• PROBLEM STATEMENT:
Skip all pictures. Write out the data below from its first line through the line that contains "</app-shell>".

start SUPPLIED INFORMATION

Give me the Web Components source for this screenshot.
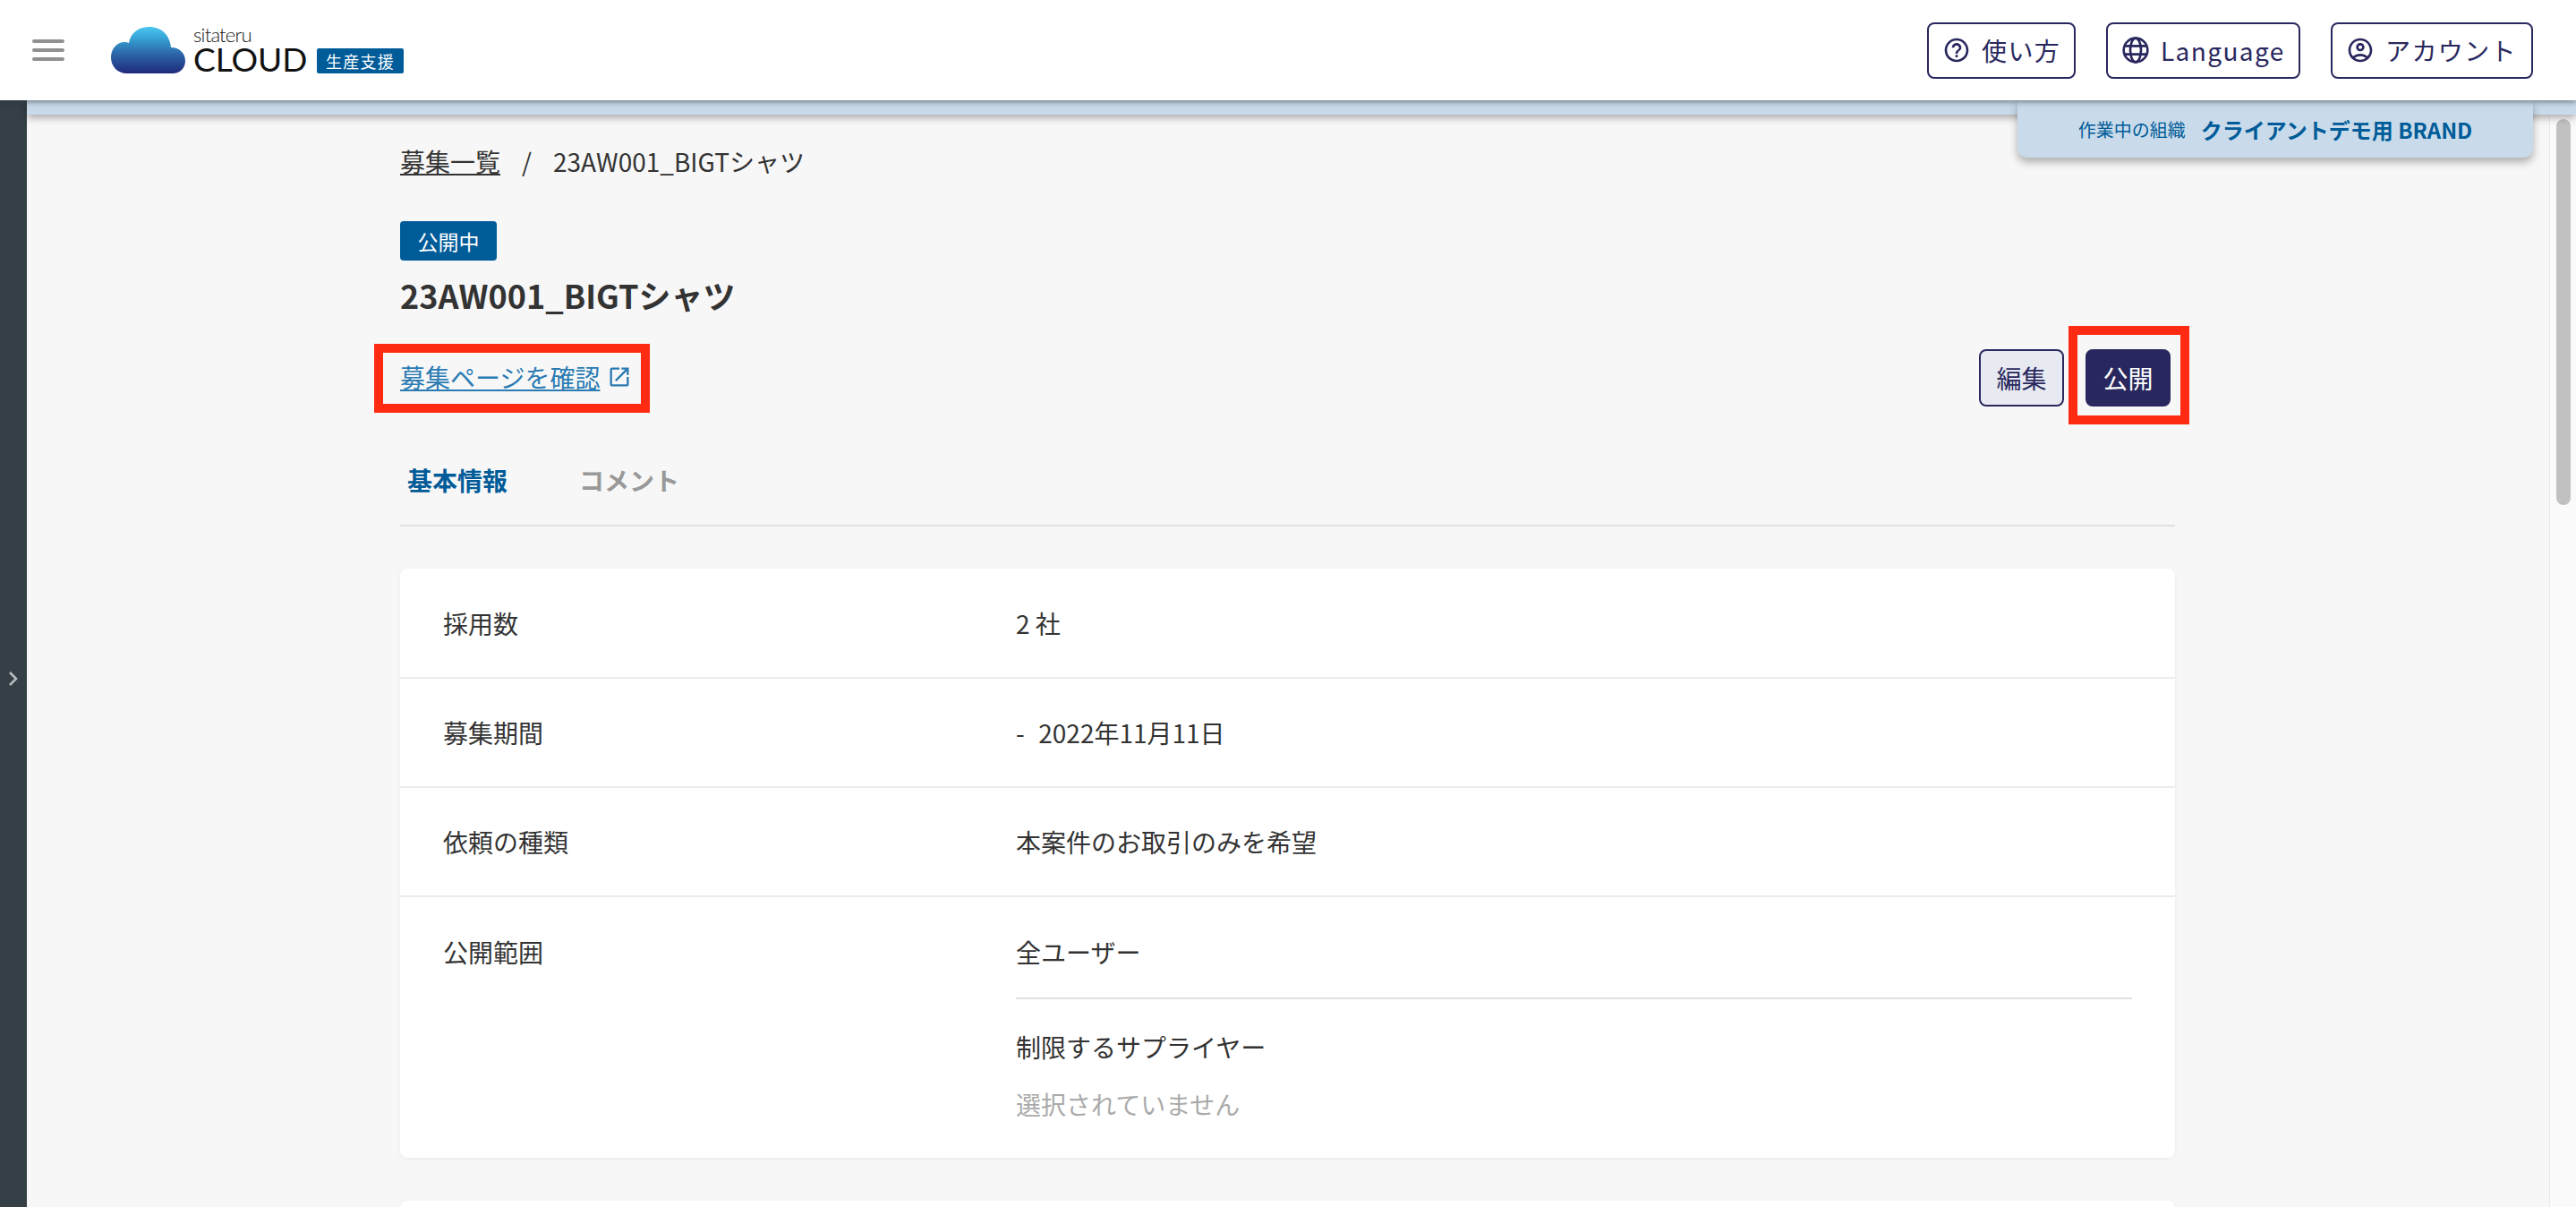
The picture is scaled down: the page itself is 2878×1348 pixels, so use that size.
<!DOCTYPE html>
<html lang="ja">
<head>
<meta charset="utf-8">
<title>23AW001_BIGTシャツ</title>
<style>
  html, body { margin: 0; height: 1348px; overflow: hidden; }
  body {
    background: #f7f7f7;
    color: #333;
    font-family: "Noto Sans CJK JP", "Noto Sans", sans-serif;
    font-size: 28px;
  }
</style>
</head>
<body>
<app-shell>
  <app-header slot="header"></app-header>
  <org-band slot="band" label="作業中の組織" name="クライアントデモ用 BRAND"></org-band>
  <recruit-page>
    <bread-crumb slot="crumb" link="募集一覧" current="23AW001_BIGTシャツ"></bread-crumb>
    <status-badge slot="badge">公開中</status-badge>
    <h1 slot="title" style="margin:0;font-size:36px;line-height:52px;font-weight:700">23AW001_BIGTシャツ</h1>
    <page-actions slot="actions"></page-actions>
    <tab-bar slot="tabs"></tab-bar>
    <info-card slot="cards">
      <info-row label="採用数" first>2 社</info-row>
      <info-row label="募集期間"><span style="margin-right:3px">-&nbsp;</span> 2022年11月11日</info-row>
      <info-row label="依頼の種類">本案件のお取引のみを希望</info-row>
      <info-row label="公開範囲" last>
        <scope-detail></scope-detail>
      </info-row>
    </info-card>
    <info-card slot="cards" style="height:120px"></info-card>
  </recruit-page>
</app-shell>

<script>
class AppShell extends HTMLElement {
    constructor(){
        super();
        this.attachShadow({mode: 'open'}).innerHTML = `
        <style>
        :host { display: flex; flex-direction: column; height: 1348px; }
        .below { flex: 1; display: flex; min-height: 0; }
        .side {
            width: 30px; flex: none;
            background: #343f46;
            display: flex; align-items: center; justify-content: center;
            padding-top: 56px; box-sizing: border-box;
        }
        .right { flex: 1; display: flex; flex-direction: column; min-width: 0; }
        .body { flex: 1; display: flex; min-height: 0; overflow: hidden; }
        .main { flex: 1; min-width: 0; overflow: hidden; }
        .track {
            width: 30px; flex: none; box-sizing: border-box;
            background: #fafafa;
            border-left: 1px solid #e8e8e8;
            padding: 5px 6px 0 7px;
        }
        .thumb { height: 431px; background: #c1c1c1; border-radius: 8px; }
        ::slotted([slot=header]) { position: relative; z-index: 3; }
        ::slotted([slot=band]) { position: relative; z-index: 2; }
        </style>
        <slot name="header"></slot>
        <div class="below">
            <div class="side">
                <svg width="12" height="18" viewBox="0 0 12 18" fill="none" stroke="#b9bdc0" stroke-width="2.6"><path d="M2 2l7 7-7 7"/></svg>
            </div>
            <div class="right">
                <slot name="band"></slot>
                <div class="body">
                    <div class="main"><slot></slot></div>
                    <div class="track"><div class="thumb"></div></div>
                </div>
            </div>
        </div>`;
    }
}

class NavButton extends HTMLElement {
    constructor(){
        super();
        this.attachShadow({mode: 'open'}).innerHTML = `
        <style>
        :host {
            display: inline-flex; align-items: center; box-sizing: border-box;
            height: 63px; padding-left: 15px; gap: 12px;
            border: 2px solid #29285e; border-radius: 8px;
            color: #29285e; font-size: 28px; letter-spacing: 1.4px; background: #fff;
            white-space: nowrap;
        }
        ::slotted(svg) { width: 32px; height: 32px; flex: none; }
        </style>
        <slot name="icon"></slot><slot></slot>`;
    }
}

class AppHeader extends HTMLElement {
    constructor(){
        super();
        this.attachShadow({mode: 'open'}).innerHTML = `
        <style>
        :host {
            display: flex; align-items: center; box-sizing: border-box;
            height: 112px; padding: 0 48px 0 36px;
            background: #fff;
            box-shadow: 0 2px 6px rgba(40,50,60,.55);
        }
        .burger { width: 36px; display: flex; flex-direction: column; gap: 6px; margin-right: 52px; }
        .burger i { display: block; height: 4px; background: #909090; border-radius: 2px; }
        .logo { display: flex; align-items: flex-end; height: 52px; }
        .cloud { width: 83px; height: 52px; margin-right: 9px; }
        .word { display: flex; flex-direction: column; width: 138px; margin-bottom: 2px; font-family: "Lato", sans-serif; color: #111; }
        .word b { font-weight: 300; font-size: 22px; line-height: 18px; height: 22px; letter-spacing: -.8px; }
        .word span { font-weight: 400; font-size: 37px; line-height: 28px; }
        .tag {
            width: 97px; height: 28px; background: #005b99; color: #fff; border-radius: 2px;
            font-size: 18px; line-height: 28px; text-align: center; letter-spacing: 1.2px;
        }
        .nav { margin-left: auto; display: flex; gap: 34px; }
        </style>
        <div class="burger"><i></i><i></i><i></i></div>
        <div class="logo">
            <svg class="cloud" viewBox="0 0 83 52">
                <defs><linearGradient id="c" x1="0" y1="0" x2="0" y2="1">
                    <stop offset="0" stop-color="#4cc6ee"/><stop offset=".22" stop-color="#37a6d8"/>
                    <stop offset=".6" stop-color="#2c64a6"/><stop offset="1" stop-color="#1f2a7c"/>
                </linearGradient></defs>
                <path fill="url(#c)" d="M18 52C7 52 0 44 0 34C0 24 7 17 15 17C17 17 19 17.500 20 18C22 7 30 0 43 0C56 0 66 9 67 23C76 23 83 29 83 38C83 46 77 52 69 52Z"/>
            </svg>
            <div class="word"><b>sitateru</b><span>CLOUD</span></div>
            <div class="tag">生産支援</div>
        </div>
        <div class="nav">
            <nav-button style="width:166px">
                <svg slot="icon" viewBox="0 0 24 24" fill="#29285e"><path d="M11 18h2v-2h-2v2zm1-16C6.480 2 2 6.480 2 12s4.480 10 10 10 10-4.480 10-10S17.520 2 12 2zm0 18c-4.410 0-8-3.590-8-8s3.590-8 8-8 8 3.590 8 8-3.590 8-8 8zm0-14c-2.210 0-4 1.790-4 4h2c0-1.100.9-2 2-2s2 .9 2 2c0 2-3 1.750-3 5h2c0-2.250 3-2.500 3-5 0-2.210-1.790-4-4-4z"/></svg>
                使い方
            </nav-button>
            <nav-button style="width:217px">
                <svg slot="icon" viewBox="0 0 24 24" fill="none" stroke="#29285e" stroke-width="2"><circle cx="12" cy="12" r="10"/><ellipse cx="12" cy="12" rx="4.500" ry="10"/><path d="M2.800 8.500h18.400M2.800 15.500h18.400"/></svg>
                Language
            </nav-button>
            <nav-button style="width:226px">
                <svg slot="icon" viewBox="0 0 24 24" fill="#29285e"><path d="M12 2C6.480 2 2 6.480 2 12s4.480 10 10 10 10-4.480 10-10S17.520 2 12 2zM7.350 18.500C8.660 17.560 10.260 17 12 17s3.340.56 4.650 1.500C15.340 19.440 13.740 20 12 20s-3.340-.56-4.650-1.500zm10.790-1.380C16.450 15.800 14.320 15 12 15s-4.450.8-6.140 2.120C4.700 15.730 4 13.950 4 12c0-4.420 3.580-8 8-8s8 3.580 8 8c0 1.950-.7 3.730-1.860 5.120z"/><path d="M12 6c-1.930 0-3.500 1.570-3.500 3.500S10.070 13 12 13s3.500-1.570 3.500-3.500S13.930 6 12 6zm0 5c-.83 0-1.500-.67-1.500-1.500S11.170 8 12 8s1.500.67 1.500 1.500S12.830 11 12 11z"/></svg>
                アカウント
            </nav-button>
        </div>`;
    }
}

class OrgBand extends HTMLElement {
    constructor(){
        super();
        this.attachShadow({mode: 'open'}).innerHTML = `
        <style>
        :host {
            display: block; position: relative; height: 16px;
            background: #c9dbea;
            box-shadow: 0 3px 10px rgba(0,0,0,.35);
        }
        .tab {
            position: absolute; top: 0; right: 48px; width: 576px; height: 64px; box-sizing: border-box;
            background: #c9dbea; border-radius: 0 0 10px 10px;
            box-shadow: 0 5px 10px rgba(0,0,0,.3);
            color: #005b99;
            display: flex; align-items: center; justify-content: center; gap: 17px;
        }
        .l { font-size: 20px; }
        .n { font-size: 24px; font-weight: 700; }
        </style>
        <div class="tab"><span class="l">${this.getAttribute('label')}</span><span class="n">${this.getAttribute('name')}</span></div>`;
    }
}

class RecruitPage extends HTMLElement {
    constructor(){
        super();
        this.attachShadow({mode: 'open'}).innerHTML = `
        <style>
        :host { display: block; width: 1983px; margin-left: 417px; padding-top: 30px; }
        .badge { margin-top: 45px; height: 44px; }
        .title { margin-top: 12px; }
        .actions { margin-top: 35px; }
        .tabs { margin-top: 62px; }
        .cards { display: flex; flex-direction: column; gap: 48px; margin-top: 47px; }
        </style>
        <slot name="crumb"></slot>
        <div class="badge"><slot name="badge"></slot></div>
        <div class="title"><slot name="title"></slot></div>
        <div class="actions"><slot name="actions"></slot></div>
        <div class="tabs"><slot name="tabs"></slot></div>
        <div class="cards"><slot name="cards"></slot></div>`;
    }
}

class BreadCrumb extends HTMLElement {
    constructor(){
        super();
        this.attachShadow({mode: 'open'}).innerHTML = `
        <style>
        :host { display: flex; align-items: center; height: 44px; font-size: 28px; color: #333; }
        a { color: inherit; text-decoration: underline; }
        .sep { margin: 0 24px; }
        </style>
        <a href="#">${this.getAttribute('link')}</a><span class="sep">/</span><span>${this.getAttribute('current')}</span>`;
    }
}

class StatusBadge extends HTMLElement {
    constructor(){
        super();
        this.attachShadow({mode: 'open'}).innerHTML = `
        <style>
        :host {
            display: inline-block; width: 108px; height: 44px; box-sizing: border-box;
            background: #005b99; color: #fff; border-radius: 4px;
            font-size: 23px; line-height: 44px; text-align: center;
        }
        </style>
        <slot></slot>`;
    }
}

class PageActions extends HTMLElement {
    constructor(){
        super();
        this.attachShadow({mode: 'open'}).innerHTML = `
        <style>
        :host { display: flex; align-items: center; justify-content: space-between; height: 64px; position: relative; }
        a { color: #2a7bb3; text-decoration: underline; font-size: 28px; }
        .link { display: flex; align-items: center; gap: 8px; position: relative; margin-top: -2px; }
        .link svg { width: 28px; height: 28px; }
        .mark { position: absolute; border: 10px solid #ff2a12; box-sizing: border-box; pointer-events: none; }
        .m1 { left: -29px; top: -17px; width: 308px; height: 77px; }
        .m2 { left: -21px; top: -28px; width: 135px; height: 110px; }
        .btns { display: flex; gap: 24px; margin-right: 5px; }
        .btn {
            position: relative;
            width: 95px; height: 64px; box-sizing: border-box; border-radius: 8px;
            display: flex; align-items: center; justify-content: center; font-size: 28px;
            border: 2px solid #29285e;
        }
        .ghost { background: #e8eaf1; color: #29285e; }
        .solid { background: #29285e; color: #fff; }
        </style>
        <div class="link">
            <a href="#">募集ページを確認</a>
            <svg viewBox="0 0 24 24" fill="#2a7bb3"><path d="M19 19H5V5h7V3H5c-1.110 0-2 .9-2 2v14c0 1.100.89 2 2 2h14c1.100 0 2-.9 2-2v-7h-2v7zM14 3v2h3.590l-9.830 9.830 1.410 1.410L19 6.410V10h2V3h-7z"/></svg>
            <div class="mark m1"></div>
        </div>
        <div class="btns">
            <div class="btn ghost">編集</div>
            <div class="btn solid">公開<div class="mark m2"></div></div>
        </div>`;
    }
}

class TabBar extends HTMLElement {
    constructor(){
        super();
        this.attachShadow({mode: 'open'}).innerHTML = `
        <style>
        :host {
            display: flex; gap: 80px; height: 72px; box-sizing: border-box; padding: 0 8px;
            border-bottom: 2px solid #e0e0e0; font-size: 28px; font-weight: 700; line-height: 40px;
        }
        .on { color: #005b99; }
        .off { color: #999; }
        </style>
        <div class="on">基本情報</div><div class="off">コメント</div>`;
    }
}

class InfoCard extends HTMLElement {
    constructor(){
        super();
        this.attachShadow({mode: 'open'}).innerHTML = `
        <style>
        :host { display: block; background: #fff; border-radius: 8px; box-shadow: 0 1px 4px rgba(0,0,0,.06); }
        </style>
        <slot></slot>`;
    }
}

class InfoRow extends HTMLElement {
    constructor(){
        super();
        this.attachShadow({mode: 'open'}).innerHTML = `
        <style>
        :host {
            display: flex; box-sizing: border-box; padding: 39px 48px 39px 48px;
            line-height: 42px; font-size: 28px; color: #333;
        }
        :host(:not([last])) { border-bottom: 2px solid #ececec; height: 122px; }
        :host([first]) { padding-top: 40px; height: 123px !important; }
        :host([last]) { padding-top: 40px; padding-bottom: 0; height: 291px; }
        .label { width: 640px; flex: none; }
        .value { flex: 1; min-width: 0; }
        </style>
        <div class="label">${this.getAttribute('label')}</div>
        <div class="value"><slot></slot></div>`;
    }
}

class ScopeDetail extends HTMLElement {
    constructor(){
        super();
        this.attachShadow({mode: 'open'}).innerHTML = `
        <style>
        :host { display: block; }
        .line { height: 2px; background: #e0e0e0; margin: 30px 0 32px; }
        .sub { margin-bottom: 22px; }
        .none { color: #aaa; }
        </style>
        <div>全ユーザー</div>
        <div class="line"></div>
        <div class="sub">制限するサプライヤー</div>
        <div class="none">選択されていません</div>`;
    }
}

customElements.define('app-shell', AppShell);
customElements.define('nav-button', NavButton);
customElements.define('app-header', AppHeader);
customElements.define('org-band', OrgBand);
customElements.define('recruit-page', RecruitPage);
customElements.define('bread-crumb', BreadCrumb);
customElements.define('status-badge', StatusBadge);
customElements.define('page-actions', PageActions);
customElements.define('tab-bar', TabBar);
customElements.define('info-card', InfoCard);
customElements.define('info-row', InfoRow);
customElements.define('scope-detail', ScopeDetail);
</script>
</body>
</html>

end SUPPLIED INFORMATION

• WRITTEN ANSWER:
Give me the Web Components source for this screenshot.
The picture is scaled down: the page itself is 2878×1348 pixels, so use that size.
<!DOCTYPE html>
<html lang="ja">
<head>
<meta charset="utf-8">
<title>23AW001_BIGTシャツ</title>
<style>
  html, body { margin: 0; height: 1348px; overflow: hidden; }
  body {
    background: #f7f7f7;
    color: #333;
    font-family: "Noto Sans CJK JP", "Noto Sans", sans-serif;
    font-size: 28px;
  }
</style>
</head>
<body>
<app-shell>
  <app-header slot="header"></app-header>
  <org-band slot="band" label="作業中の組織" name="クライアントデモ用 BRAND"></org-band>
  <recruit-page>
    <bread-crumb slot="crumb" link="募集一覧" current="23AW001_BIGTシャツ"></bread-crumb>
    <status-badge slot="badge">公開中</status-badge>
    <h1 slot="title" style="margin:0;font-size:36px;line-height:52px;font-weight:700">23AW001_BIGTシャツ</h1>
    <page-actions slot="actions"></page-actions>
    <tab-bar slot="tabs"></tab-bar>
    <info-card slot="cards">
      <info-row label="採用数" first>2 社</info-row>
      <info-row label="募集期間"><span style="margin-right:3px">-&nbsp;</span> 2022年11月11日</info-row>
      <info-row label="依頼の種類">本案件のお取引のみを希望</info-row>
      <info-row label="公開範囲" last>
        <scope-detail></scope-detail>
      </info-row>
    </info-card>
    <info-card slot="cards" style="height:120px"></info-card>
  </recruit-page>
</app-shell>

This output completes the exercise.